Rows from a dataset of pages and code
● ● ● ● ●
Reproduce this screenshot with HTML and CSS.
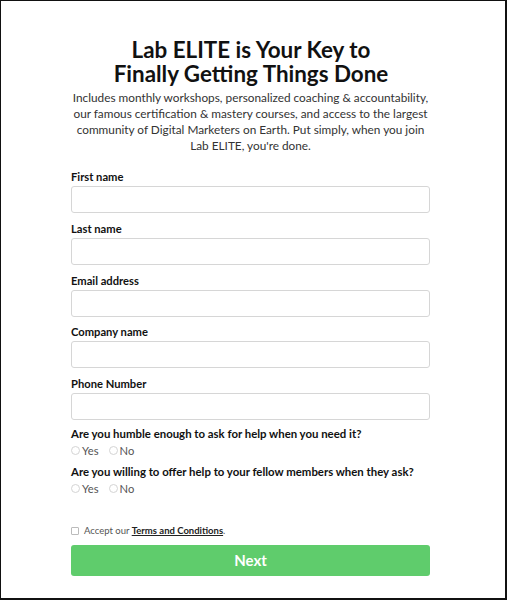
FILE: index.html
```html
<!DOCTYPE html>
<html lang="en">
<head>
<meta charset="utf-8">
<title>Lab ELITE</title>
<link rel="stylesheet" href="styles.css">
</head>
<body>
<div class="frame">
  <div class="content">
    <h1 class="title">Lab ELITE is Your Key to<br>Finally Getting Things Done</h1>
    <p class="intro">Includes monthly workshops, personalized coaching &amp; accountability,<br>our famous certification &amp; mastery courses, and access to the largest<br>community of Digital Marketers on Earth. Put simply, when you join<br>Lab ELITE, you're done.</p>
    <form class="form">
      <div class="field">
        <label class="label">First name</label>
        <input class="input" type="text">
      </div>
      <div class="field">
        <label class="label">Last name</label>
        <input class="input" type="text">
      </div>
      <div class="field">
        <label class="label">Email address</label>
        <input class="input" type="text">
      </div>
      <div class="field">
        <label class="label">Company name</label>
        <input class="input" type="text">
      </div>
      <div class="field">
        <label class="label">Phone Number</label>
        <input class="input" type="text">
      </div>
      <div class="question first">
        <div class="q-text">Are you humble enough to ask for help when you need it?</div>
        <div class="options">
          <span class="option"><span class="radio"></span>Yes</span>
          <span class="option"><span class="radio"></span>No</span>
        </div>
      </div>
      <div class="question">
        <div class="q-text">Are you willing to offer help to your fellow members when they ask?</div>
        <div class="options">
          <span class="option"><span class="radio"></span>Yes</span>
          <span class="option"><span class="radio"></span>No</span>
        </div>
      </div>
      <div class="terms">
        <span class="checkbox"></span>
        <span>Accept our <a class="terms-link">Terms and Conditions</a>.</span>
      </div>
      <div class="button">Next</div>
    </form>
  </div>
</div>
</body>
</html>
```
FILE: styles.css
```css
html, body {
  margin: 0;
  padding: 0;
  background: #ffffff;
}
.frame {
  box-sizing: border-box;
  width: 507px;
  height: 600px;
  border-top: 1px solid #111;
  border-left: 1px solid #111;
  border-right: 2px solid #111;
  border-bottom: 2px solid #111;
  font-family: Lato, "Open Sans", sans-serif;
  color: #222;
  overflow: hidden;
}
.content {
  width: 359px;
  margin-left: 70px;
  padding-top: 37px;
}
.title {
  margin: 0 0 0 -30px;
  width: 420px;
  font-size: 22.4px;
  line-height: 24px;
  font-weight: 700;
  text-align: center;
  color: #111;
}
.intro {
  margin: 4px -40px 0 -40px;
  font-size: 11.8px;
  line-height: 16px;
  text-align: center;
  color: #333;
}
.form {
  margin-top: 15px;
}
.field {
  display: flex;
  flex-direction: column;
  margin-bottom: 7.75px;
}
.label {
  font-size: 11.2px;
  font-weight: 700;
  line-height: 15px;
  color: #111;
  margin-bottom: 2px;
}
.input {
  box-sizing: border-box;
  width: 359px;
  height: 27px;
  border: 1px solid #d6d6d6;
  border-radius: 3px;
  margin: 0;
  padding: 0 8px;
  background: #fff;
}
.question {
  margin-top: 0;
}
.question.first {
  margin-top: -2px;
}
.q-text {
  font-size: 11.4px;
  font-weight: 700;
  line-height: 15px;
  color: #111;
}
.options {
  display: flex;
  gap: 10px;
  margin-top: 2px;
  margin-bottom: 5px;
  font-size: 11.2px;
  line-height: 16px;
  color: #555;
}
.option {
  display: flex;
  align-items: center;
  gap: 2px;
}
.radio {
  box-sizing: border-box;
  width: 9px;
  height: 9px;
  border: 1px solid #d4d4d4;
  border-radius: 50%;
}
.terms {
  display: flex;
  align-items: center;
  gap: 5px;
  margin-top: 27px;
  font-size: 9.5px;
  line-height: 14px;
  color: #555;
}
.checkbox {
  box-sizing: border-box;
  width: 8px;
  height: 8px;
  border: 1px solid #bbb;
  border-radius: 1px;
}
.terms-link {
  color: #222;
  font-weight: 700;
  text-decoration: underline;
}
.button {
  margin-top: 7px;
  height: 31px;
  line-height: 31px;
  background: #5fcc6c;
  border-radius: 3px;
  text-align: center;
  color: #fff;
  font-size: 15px;
  font-weight: 700;
}
```
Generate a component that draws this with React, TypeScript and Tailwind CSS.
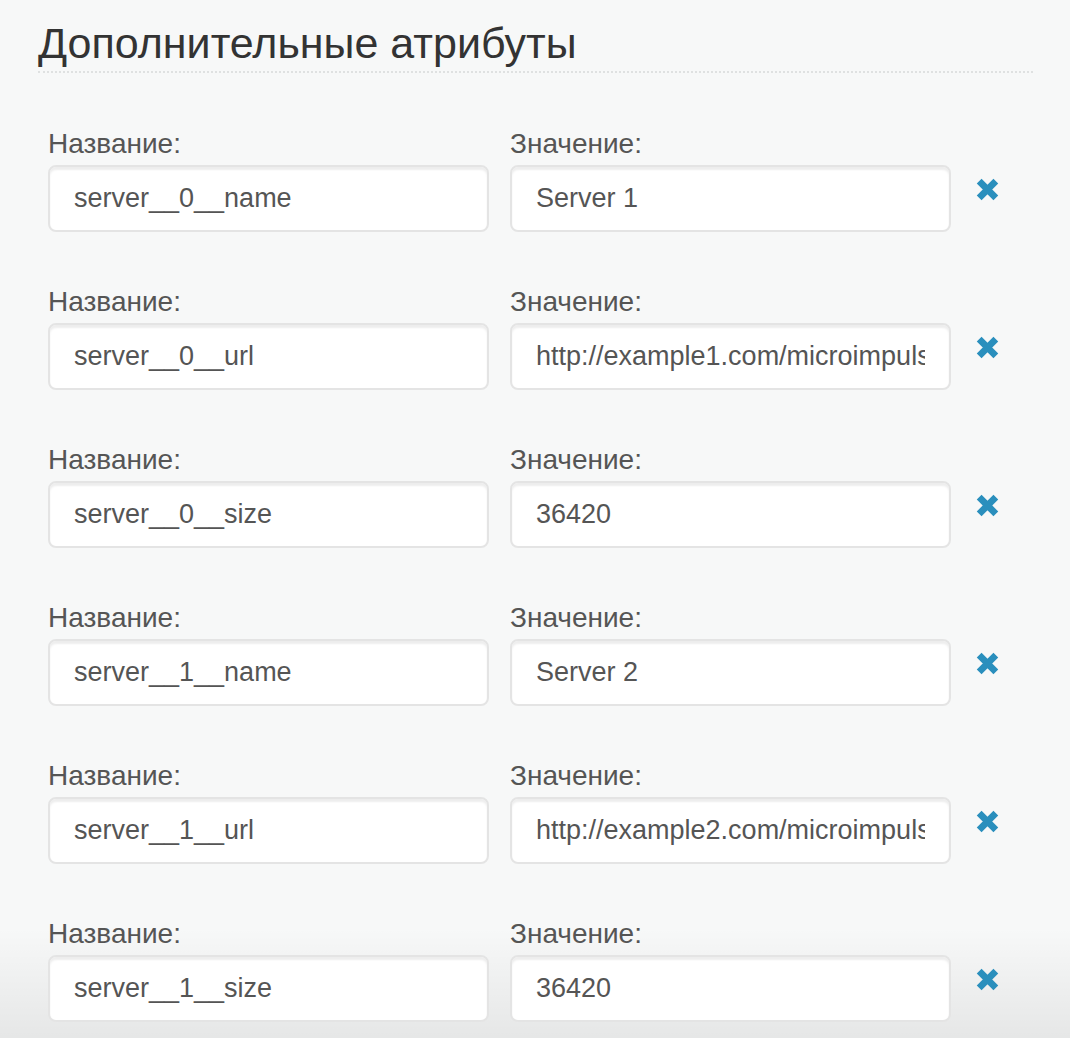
import React from 'react';

const rows = [
  { name: 'server__0__name', value: 'Server 1' },
  { name: 'server__0__url', value: 'http://example1.com/microimpuls/update.zip' },
  { name: 'server__0__size', value: '36420' },
  { name: 'server__1__name', value: 'Server 2' },
  { name: 'server__1__url', value: 'http://example2.com/microimpuls/update.zip' },
  { name: 'server__1__size', value: '36420' },
];

function Field({ label, value }: { label: string; value: string }) {
  return (
    <div className="flex flex-col">
      <label className="text-[28px] leading-[32px] text-[#555] pt-[3px] mb-[5px]">{label}</label>
      <input
        readOnly
        value={value}
        className="w-full h-[67px] px-[24px] text-[27px] text-[#555] bg-white border-2 border-[#e4e4e4] rounded-[8px] shadow-[inset_0_3px_2px_rgba(0,0,0,0.07)] outline-none"
      />
    </div>
  );
}

export default function App() {
  return (
    <div className="relative min-h-[1038px] bg-[#f7f8f8] overflow-hidden" style={{ fontFamily: '"Liberation Sans", Arial, sans-serif' }}>
      {/* footer shadow, behind content */}
      <div className="pointer-events-none absolute left-0 right-0 bottom-0 h-[110px] bg-gradient-to-b from-transparent to-black/[0.07]" />

      <div className="relative pl-[38px] pr-[37px] pt-[20px]">
        <h2 className="text-[43px] leading-[46px] text-[#333] font-normal pb-[5px] border-b-2 border-dotted border-[#dfe1e1]">
          Дополнительные атрибуты
        </h2>

        <div className="flex flex-col gap-[51px] pt-[52px] pl-[10px]">
          {rows.map((row) => (
            <div key={row.name} className="grid grid-cols-[441px_441px_1fr] gap-x-[21px]">
              <Field label="Название:" value={row.name} />
              <Field label="Значение:" value={row.value} />
              <div className="flex pt-[52px] pl-[3px]">
                <button type="button" className="w-[25px] h-[25px] text-[#2a8fbd]">
                  <svg viewBox="0 0 24 24" width="25" height="25">
                    <path d="M4 4 L20 20 M20 4 L4 20" stroke="currentColor" strokeWidth="6.5" strokeLinecap="butt" />
                  </svg>
                </button>
              </div>
            </div>
          ))}
        </div>
      </div>
    </div>
  );
}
● ● ● ● ●
What you will do: Repeat every record above exactly, but leave out any pictures.

Solution to the problem:
Reproduce this screenshot with HTML and CSS.
FILE: index.html
```html
<!DOCTYPE html>
<html lang="en">
<head>
<meta charset="utf-8">
<title>Lab ELITE</title>
<link rel="stylesheet" href="styles.css">
</head>
<body>
<div class="frame">
  <div class="content">
    <h1 class="title">Lab ELITE is Your Key to<br>Finally Getting Things Done</h1>
    <p class="intro">Includes monthly workshops, personalized coaching &amp; accountability,<br>our famous certification &amp; mastery courses, and access to the largest<br>community of Digital Marketers on Earth. Put simply, when you join<br>Lab ELITE, you're done.</p>
    <form class="form">
      <div class="field">
        <label class="label">First name</label>
        <input class="input" type="text">
      </div>
      <div class="field">
        <label class="label">Last name</label>
        <input class="input" type="text">
      </div>
      <div class="field">
        <label class="label">Email address</label>
        <input class="input" type="text">
      </div>
      <div class="field">
        <label class="label">Company name</label>
        <input class="input" type="text">
      </div>
      <div class="field">
        <label class="label">Phone Number</label>
        <input class="input" type="text">
      </div>
      <div class="question first">
        <div class="q-text">Are you humble enough to ask for help when you need it?</div>
        <div class="options">
          <span class="option"><span class="radio"></span>Yes</span>
          <span class="option"><span class="radio"></span>No</span>
        </div>
      </div>
      <div class="question">
        <div class="q-text">Are you willing to offer help to your fellow members when they ask?</div>
        <div class="options">
          <span class="option"><span class="radio"></span>Yes</span>
          <span class="option"><span class="radio"></span>No</span>
        </div>
      </div>
      <div class="terms">
        <span class="checkbox"></span>
        <span>Accept our <a class="terms-link">Terms and Conditions</a>.</span>
      </div>
      <div class="button">Next</div>
    </form>
  </div>
</div>
</body>
</html>
```
FILE: styles.css
```css
html, body {
  margin: 0;
  padding: 0;
  background: #ffffff;
}
.frame {
  box-sizing: border-box;
  width: 507px;
  height: 600px;
  border-top: 1px solid #111;
  border-left: 1px solid #111;
  border-right: 2px solid #111;
  border-bottom: 2px solid #111;
  font-family: Lato, "Open Sans", sans-serif;
  color: #222;
  overflow: hidden;
}
.content {
  width: 359px;
  margin-left: 70px;
  padding-top: 37px;
}
.title {
  margin: 0 0 0 -30px;
  width: 420px;
  font-size: 22.4px;
  line-height: 24px;
  font-weight: 700;
  text-align: center;
  color: #111;
}
.intro {
  margin: 4px -40px 0 -40px;
  font-size: 11.8px;
  line-height: 16px;
  text-align: center;
  color: #333;
}
.form {
  margin-top: 15px;
}
.field {
  display: flex;
  flex-direction: column;
  margin-bottom: 7.75px;
}
.label {
  font-size: 11.2px;
  font-weight: 700;
  line-height: 15px;
  color: #111;
  margin-bottom: 2px;
}
.input {
  box-sizing: border-box;
  width: 359px;
  height: 27px;
  border: 1px solid #d6d6d6;
  border-radius: 3px;
  margin: 0;
  padding: 0 8px;
  background: #fff;
}
.question {
  margin-top: 0;
}
.question.first {
  margin-top: -2px;
}
.q-text {
  font-size: 11.4px;
  font-weight: 700;
  line-height: 15px;
  color: #111;
}
.options {
  display: flex;
  gap: 10px;
  margin-top: 2px;
  margin-bottom: 5px;
  font-size: 11.2px;
  line-height: 16px;
  color: #555;
}
.option {
  display: flex;
  align-items: center;
  gap: 2px;
}
.radio {
  box-sizing: border-box;
  width: 9px;
  height: 9px;
  border: 1px solid #d4d4d4;
  border-radius: 50%;
}
.terms {
  display: flex;
  align-items: center;
  gap: 5px;
  margin-top: 27px;
  font-size: 9.5px;
  line-height: 14px;
  color: #555;
}
.checkbox {
  box-sizing: border-box;
  width: 8px;
  height: 8px;
  border: 1px solid #bbb;
  border-radius: 1px;
}
.terms-link {
  color: #222;
  font-weight: 700;
  text-decoration: underline;
}
.button {
  margin-top: 7px;
  height: 31px;
  line-height: 31px;
  background: #5fcc6c;
  border-radius: 3px;
  text-align: center;
  color: #fff;
  font-size: 15px;
  font-weight: 700;
}
```
Generate a component that draws this with React, TypeScript and Tailwind CSS.
import React from 'react';

const rows = [
  { name: 'server__0__name', value: 'Server 1' },
  { name: 'server__0__url', value: 'http://example1.com/microimpuls/update.zip' },
  { name: 'server__0__size', value: '36420' },
  { name: 'server__1__name', value: 'Server 2' },
  { name: 'server__1__url', value: 'http://example2.com/microimpuls/update.zip' },
  { name: 'server__1__size', value: '36420' },
];

function Field({ label, value }: { label: string; value: string }) {
  return (
    <div className="flex flex-col">
      <label className="text-[28px] leading-[32px] text-[#555] pt-[3px] mb-[5px]">{label}</label>
      <input
        readOnly
        value={value}
        className="w-full h-[67px] px-[24px] text-[27px] text-[#555] bg-white border-2 border-[#e4e4e4] rounded-[8px] shadow-[inset_0_3px_2px_rgba(0,0,0,0.07)] outline-none"
      />
    </div>
  );
}

export default function App() {
  return (
    <div className="relative min-h-[1038px] bg-[#f7f8f8] overflow-hidden" style={{ fontFamily: '"Liberation Sans", Arial, sans-serif' }}>
      {/* footer shadow, behind content */}
      <div className="pointer-events-none absolute left-0 right-0 bottom-0 h-[110px] bg-gradient-to-b from-transparent to-black/[0.07]" />

      <div className="relative pl-[38px] pr-[37px] pt-[20px]">
        <h2 className="text-[43px] leading-[46px] text-[#333] font-normal pb-[5px] border-b-2 border-dotted border-[#dfe1e1]">
          Дополнительные атрибуты
        </h2>

        <div className="flex flex-col gap-[51px] pt-[52px] pl-[10px]">
          {rows.map((row) => (
            <div key={row.name} className="grid grid-cols-[441px_441px_1fr] gap-x-[21px]">
              <Field label="Название:" value={row.name} />
              <Field label="Значение:" value={row.value} />
              <div className="flex pt-[52px] pl-[3px]">
                <button type="button" className="w-[25px] h-[25px] text-[#2a8fbd]">
                  <svg viewBox="0 0 24 24" width="25" height="25">
                    <path d="M4 4 L20 20 M20 4 L4 20" stroke="currentColor" strokeWidth="6.5" strokeLinecap="butt" />
                  </svg>
                </button>
              </div>
            </div>
          ))}
        </div>
      </div>
    </div>
  );
}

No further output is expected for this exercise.